TIKRIT, Iraq, (Reuters) – A suicide bomber wearing a vest filled with explosives attacked Iraqi police recruits today in former dictator Saddam Hussein’s hometown of Tikrit, killing at least 42 and wounding over 100, officials said.
Ahmed Abdul-Jabbar, deputy governor of Salahuddin province, said the attack took place outside a police recruiting centre where Iraqi men were lining up hoping to get a job.
“Who else would it be but al Qaeda, who keep on slaughtering us,” said Abdul-Jabbar. “They are the terrorists.”
Abdul-Jabbar put the death toll at 42. Raed Ibrahim, head of the health department in the province, said 45 were killed and more than 150 wounded, while Interior Ministry sources in Baghdad said 50 people had died.
A police source in the city, 150 km (95 miles) north of Baghdad, said the main hospital was overwhelmed. Mosques broadcast appeals for residents to donate blood.
“The hospital theatre now is full of dead and wounded young people. Ambulances are still evacuating casualties,” the police source said at the hospital, asking not to be identified.
A police spokesman said that, at the time of the attack, more than 300 people were standing in line with their documents, hoping to get a $500-a-month job as a police trainee.
“There were many killed and wounded. The place was full of dead and wounded guys,” he said.

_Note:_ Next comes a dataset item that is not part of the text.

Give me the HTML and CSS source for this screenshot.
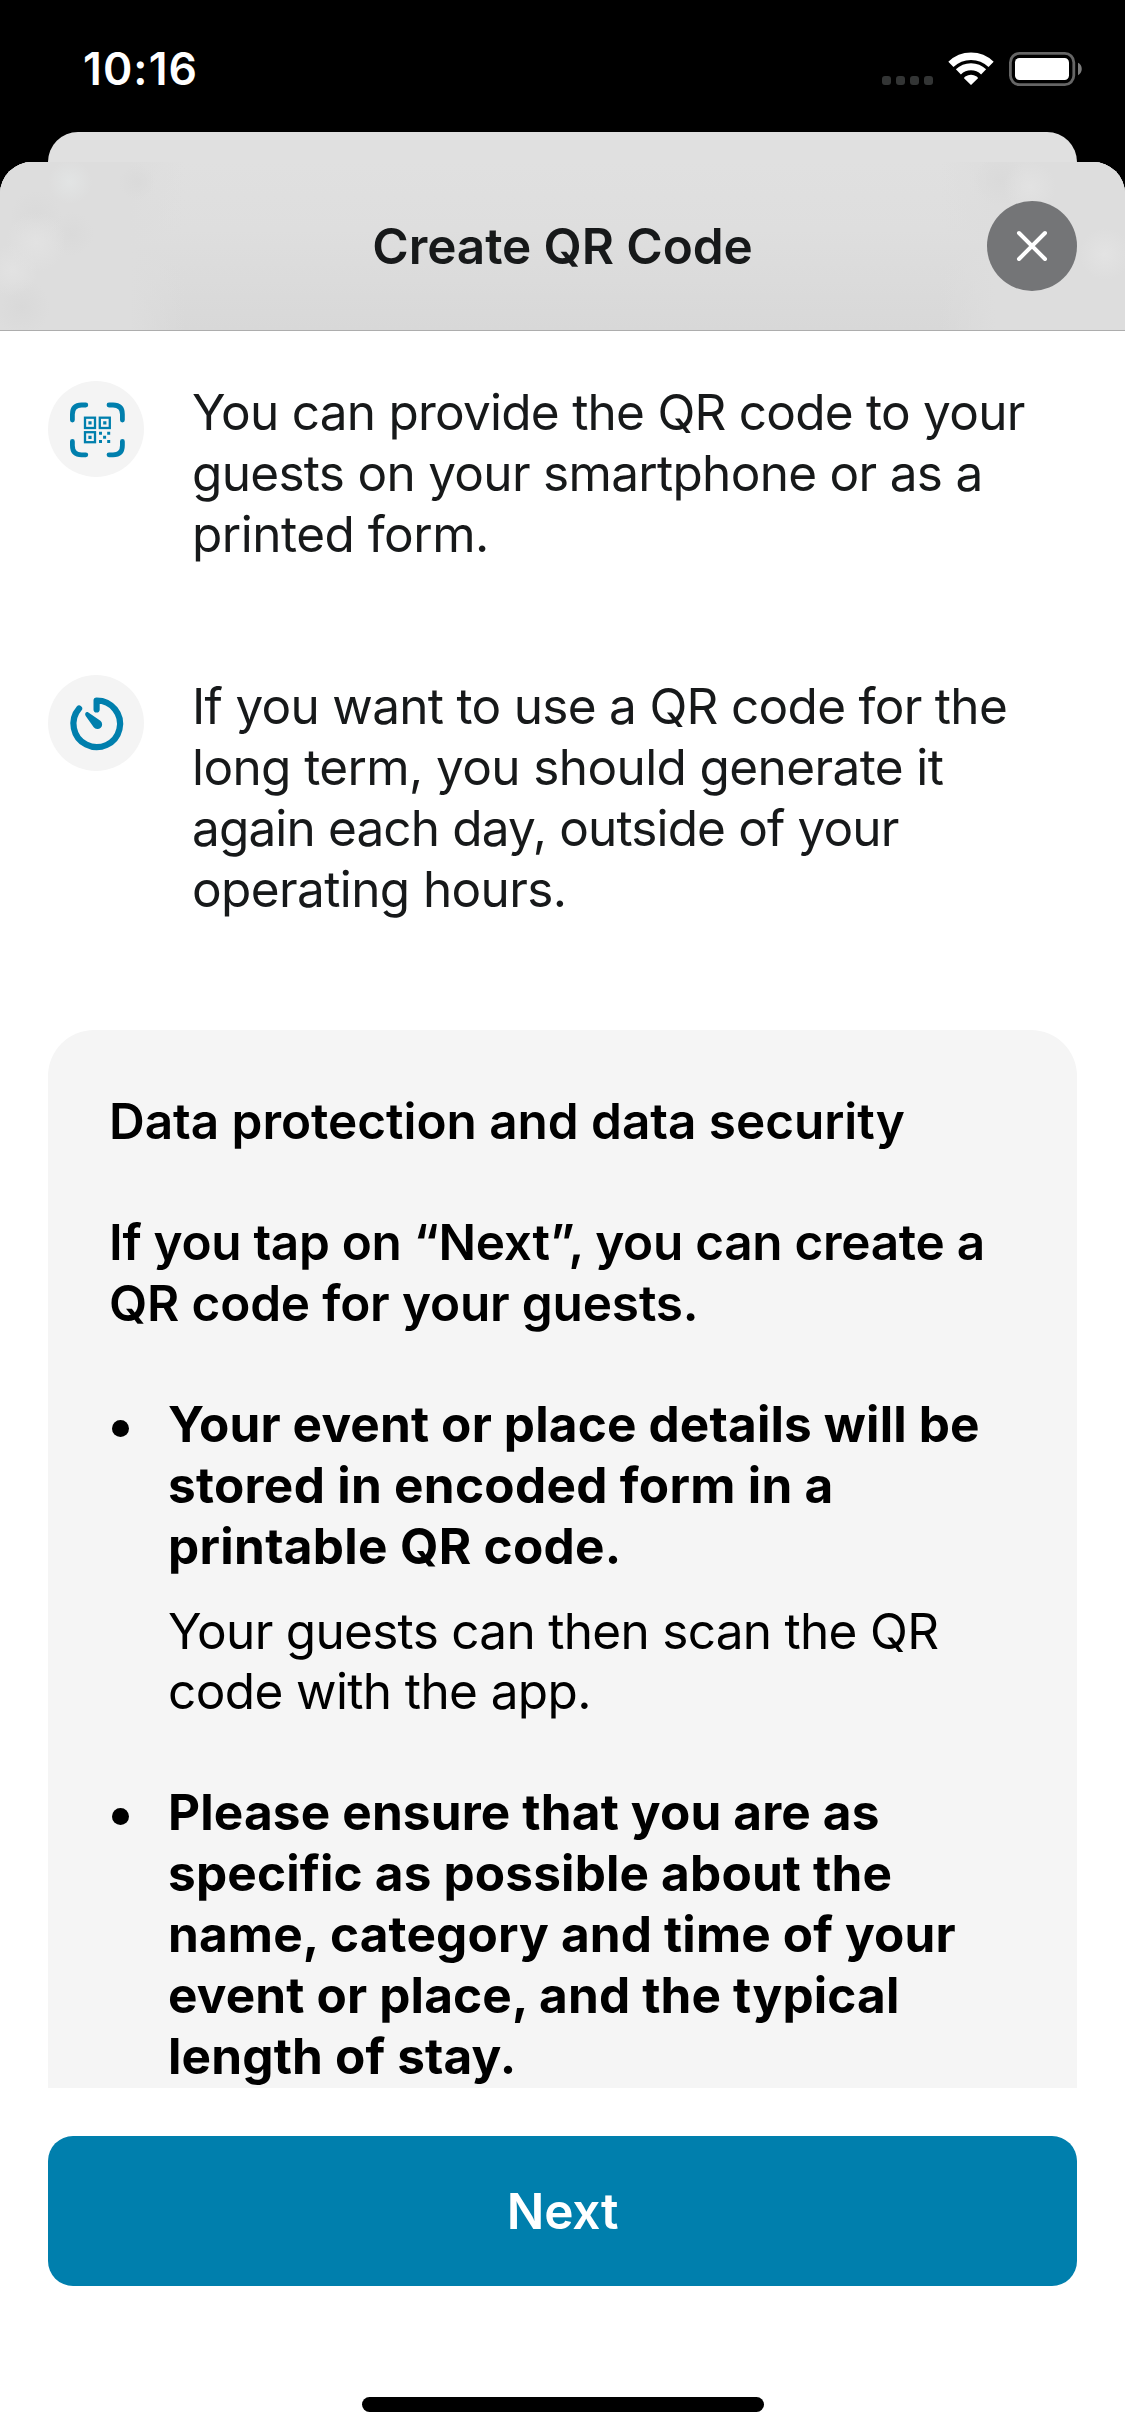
FILE: index.html
```
<!DOCTYPE html>
<html lang="en">
<head>
  <meta charset="utf-8">
  <title>Create QR Code</title>
  <link rel="stylesheet" href="styles.css">
</head>
<body>
  <div class="screen">
    <header class="status">
      <span class="status-time">10:16</span>
      <svg class="status-icons" width="204" height="36" viewBox="880 51 204 36" aria-hidden="true">
        <g fill="#333535">
          <rect x="882" y="76" width="9" height="9" rx="3"/>
          <rect x="896" y="76" width="9" height="9" rx="3"/>
          <rect x="910" y="76" width="9" height="9" rx="3"/>
          <rect x="924" y="76" width="9" height="9" rx="3"/>
        </g>
        <g fill="none" stroke="#fff">
          <path stroke-width="7.4" d="M950.9 64.4A28.8 28.8 0 0 1 991.1 64.4"/>
          <path stroke-width="7.2" d="M958.4 71.9A18 18 0 0 1 983.6 71.9"/>
        </g>
        <path fill="#fff" d="M971 85L964 78.2Q964.2 77.2 965.3 76.6A11 11 0 0 1 976.7 76.6Q977.8 77.2 978 78.2Z"/>
        <rect x="1010.4" y="53.4" width="63.4" height="31.2" rx="9" fill="none" stroke="#666" stroke-width="2.8"/>
        <rect x="1015" y="58" width="54" height="22" rx="4.5" fill="#fff"/>
        <path fill="#7d7d7d" d="M1078 62.8C1083 65 1083 73 1078 75.2Z"/>
      </svg>
    </header>

    <div class="back-card"></div>

    <main class="sheet">
      <div class="sheet-header">
        <h1 class="title">Create QR Code</h1>
        <button class="close" aria-label="Close">
          <svg width="34" height="34" viewBox="0 0 34 34"><path d="M4 4L30 30M30 4L4 30" fill="none" stroke="#fff" stroke-width="4" stroke-linecap="round"/></svg>
        </button>
      </div>

      <div class="content">
        <section class="info">
          <span class="badge">
            <svg width="96" height="96" viewBox="0 0 96 96">
              <g fill="none" stroke="#007fad" stroke-width="4.8" stroke-linecap="round">
                <path d="M24.4 39V33.2Q24.4 24 33.6 24H37.8"/>
                <path d="M61 24H65Q74.4 24 74.4 33.2V39"/>
                <path d="M74.4 60.5V64.5Q74.4 73.8 65 73.8H61"/>
                <path d="M37.8 73.8H33.6Q24.4 73.8 24.4 64.5V60.5"/>
              </g>
              <g fill="none" stroke="#007fad" stroke-width="2.3">
                <rect x="37" y="36.7" width="10" height="10.3"/>
                <rect x="51.8" y="36.7" width="10" height="10.3"/>
                <rect x="37" y="51.2" width="10" height="10"/>
              </g>
              <g fill="#007fad">
                <path d="M40.4 40.3h3.2v3.2h-3.2zM55.2 40.3h3.2v3.2h-3.2zM40.4 54.7h3.2v3.2h-3.2z"/>
                <path d="M51 50.7h3v3h-3zM59.2 50.7h3v3h-3zM55.1 54.8h3v3h-3zM51 58.9h3v3h-3zM59.2 58.9h3v3h-3z"/>
              </g>
            </svg>
          </span>
          <p class="text info-text">
            <span class="line track-75">You can provide the QR code to your</span>
            <span class="line track-70">guests on your smartphone or as a</span>
            <span class="line track-50">printed form.</span>
          </p>
        </section>

        <section class="info">
          <span class="badge">
            <svg width="96" height="96" viewBox="0 0 96 96">
              <path d="M31.1 33.6A23.3 23.3 0 1 0 48.6 25.5V34.5" fill="none" stroke="#007fad" stroke-width="6.2" stroke-linecap="round" stroke-linejoin="round"/>
              <path fill="#007fad" d="M37.6 37.7C38.3 36.9 39.4 36.9 40.4 37.5L52.4 45.7A4.7 4.7 0 1 1 45.7 52.2L37.7 40.9C37 39.8 37 38.4 37.6 37.7Z"/>
            </svg>
          </span>
          <p class="text info-text">
            <span class="line track-70">If you want to use a QR code for the</span>
            <span class="line track-60">long term, you should generate it</span>
            <span class="line track-85">again each day, outside of your</span>
            <span class="line track-60">operating hours.</span>
          </p>
        </section>

        <section class="card">
          <h2 class="text heading">Data protection and data security</h2>
          <p class="text heading">
            <span class="line track-30">If you tap on “Next”, you can create a</span>
            <span class="line track-20">QR code for your guests.</span>
          </p>
          <ul class="points">
            <li class="point">
              <span class="dot"></span>
              <div class="point-body">
                <p class="text strong">
                  <span class="line">Your event or place details will be</span>
                  <span class="line wide">stored in encoded form in a</span>
                  <span class="line wide">printable QR code.</span>
                </p>
                <p class="text">
                  <span class="line track-70">Your guests can then scan the QR</span>
                  <span class="line track-60">code with the app.</span>
                </p>
              </div>
            </li>
            <li class="point">
              <span class="dot"></span>
              <div class="point-body">
                <p class="text strong">
                  <span class="line">Please ensure that you are as</span>
                  <span class="line">specific as possible about the</span>
                  <span class="line">name, category and time of your</span>
                  <span class="line">event or place, and the typical</span>
                  <span class="line">length of stay.</span>
                </p>
              </div>
            </li>
          </ul>
        </section>
      </div>

      <footer class="footer">
        <button class="next">Next</button>
        <div class="home-indicator"></div>
      </footer>
    </main>
  </div>
</body>
</html>
```
FILE: styles.css
```
* {
  box-sizing: border-box;
  margin: 0;
  padding: 0;
}

body {
  background: #000;
  font-family: Inter, "Liberation Sans", sans-serif;
  font-size: 49.5px;
}

button {
  border: 0;
  font: inherit;
}

.screen {
  display: flex;
  flex-direction: column;
  width: 1125px;
  height: 2436px;
  overflow: hidden;
}

/* Status bar */
.status {
  display: flex;
  align-items: center;
  justify-content: space-between;
  flex: none;
  height: 132px;
  padding: 6px 41px 0 83px;
}

.status-time {
  color: #fff;
  font-size: 44.5px;
  font-weight: 600;
  letter-spacing: 1.1px;
}

/* Stacked sheets */
.back-card {
  flex: none;
  height: 30px;
  margin: 0 48px;
  border-radius: 30px 30px 0 0;
  background: #e0e0e0;
}

.sheet {
  display: flex;
  flex-direction: column;
  flex: 1;
  min-height: 0;
  border-radius: 32px 32px 0 0;
  background: #fff;
  overflow: hidden;
}

.sheet-header {
  display: grid;
  grid-template-columns: 90px 1fr 90px;
  align-items: center;
  flex: none;
  height: 169px;
  padding: 0 48px;
  border-bottom: 1px solid #adadad;
  background:
    radial-gradient(circle at 70px 20px, #e2e4e4 0, transparent 22px),
    radial-gradient(circle at 36px 80px, #e2e2e2 0, transparent 30px),
    radial-gradient(circle at 12px 108px, #e2e2e2 0, transparent 26px),
    radial-gradient(circle at 36px 54px, #dadada 0, transparent 26px),
    radial-gradient(circle at 137px 20px, #dadada 0, transparent 18px),
    radial-gradient(circle at 72px 72px, #dadada 0, transparent 22px),
    radial-gradient(circle at 22px 145px, #d9d9d9 0, transparent 28px),
    radial-gradient(circle at 1105px 92px, #e3e3e3 0, transparent 26px),
    radial-gradient(circle at 1030px 25px, #e2e2e2 0, transparent 26px),
    radial-gradient(circle at 1000px 18px, #dadada 0, transparent 26px),
    linear-gradient(90deg, #dddddd 0, #dddddd 130px, transparent 185px, transparent 940px, #dddddd 995px),
    linear-gradient(#e0e0e0, #dedede 40%, #d8d8d8);
}

.title {
  grid-column: 2;
  color: #17191a;
  font-size: 49.5px;
  font-weight: 600;
  letter-spacing: -0.1px;
  line-height: 60px;
  text-align: center;
}

.close {
  display: flex;
  align-items: center;
  justify-content: center;
  width: 90px;
  height: 90px;
  border-radius: 50%;
  background: #747577;
}

/* Scrolling content, cut off above the footer */
.content {
  flex: none;
  height: 1757px;
  padding: 50px 48px 0;
  overflow: hidden;
}

.text {
  font-size: 49.5px;
  font-weight: 400;
  line-height: 60.87px;
}

.line {
  display: block;
  white-space: nowrap;
}

.track-20 { letter-spacing: -0.17px; }
.track-30 { letter-spacing: -0.3px; }
.track-50 { letter-spacing: -0.5px; }
.track-60 { letter-spacing: -0.61px; }
.track-70 { letter-spacing: -0.7px; }
.track-75 { letter-spacing: -0.75px; }
.track-85 { letter-spacing: -0.86px; }

.info {
  display: flex;
  align-items: flex-start;
  gap: 48px;
  margin-bottom: 110.4px;
}

.info-text {
  margin-top: 1px;
  color: #17191a;
}

.badge {
  flex: none;
  width: 96px;
  height: 96px;
  border-radius: 50%;
  background: #f4f4f4;
}

.badge svg {
  display: block;
}

.card {
  display: flex;
  flex-direction: column;
  gap: 60px;
  padding: 61px 60px 60px 61px;
  border-radius: 46px;
  height: 1400px;
  background: #f5f5f5;
  color: #000;
}

.heading {
  font-weight: 600;
  letter-spacing: -0.04px;
}

.points {
  display: flex;
  flex-direction: column;
  gap: 60px;
  list-style: none;
}

.point {
  display: flex;
  align-items: flex-start;
  gap: 39px;
}

.dot {
  flex: none;
  width: 17px;
  height: 17px;
  margin: 26px 0 0 3px;
  border-radius: 50%;
  background: #000;
}

.point-body {
  display: flex;
  flex-direction: column;
  gap: 24px;
}

.strong {
  font-weight: 700;
  letter-spacing: 0.16px;
  line-height: 61px;
}

.wide { letter-spacing: 0.3px; }

/* Footer */
.footer {
  display: flex;
  flex-direction: column;
  align-items: center;
  justify-content: space-between;
  flex: 1;
  padding: 48px 48px 24px;
}

.next {
  width: 100%;
  height: 150px;
  border-radius: 25px;
  background: #007fad;
  color: #fff;
  font-weight: 600;
  letter-spacing: -0.2px;
}

.home-indicator {
  width: 402px;
  height: 15px;
  border-radius: 8px;
  background: #000;
}
```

Overall violence in Iraq has fallen sharply since the peak in 2006/07 of the sectarian slaughter triggered after the 2003 U.S.-led invasion. But shootings and bombings remain a daily occurrence.
Salahuddin province, home to Saddam’s family, continues to suffer frequent attacks by suspected Sunni Islamist insurgents opposed to the Shi’ite-led authorities in Baghdad. Tikrit is primarily Sunni.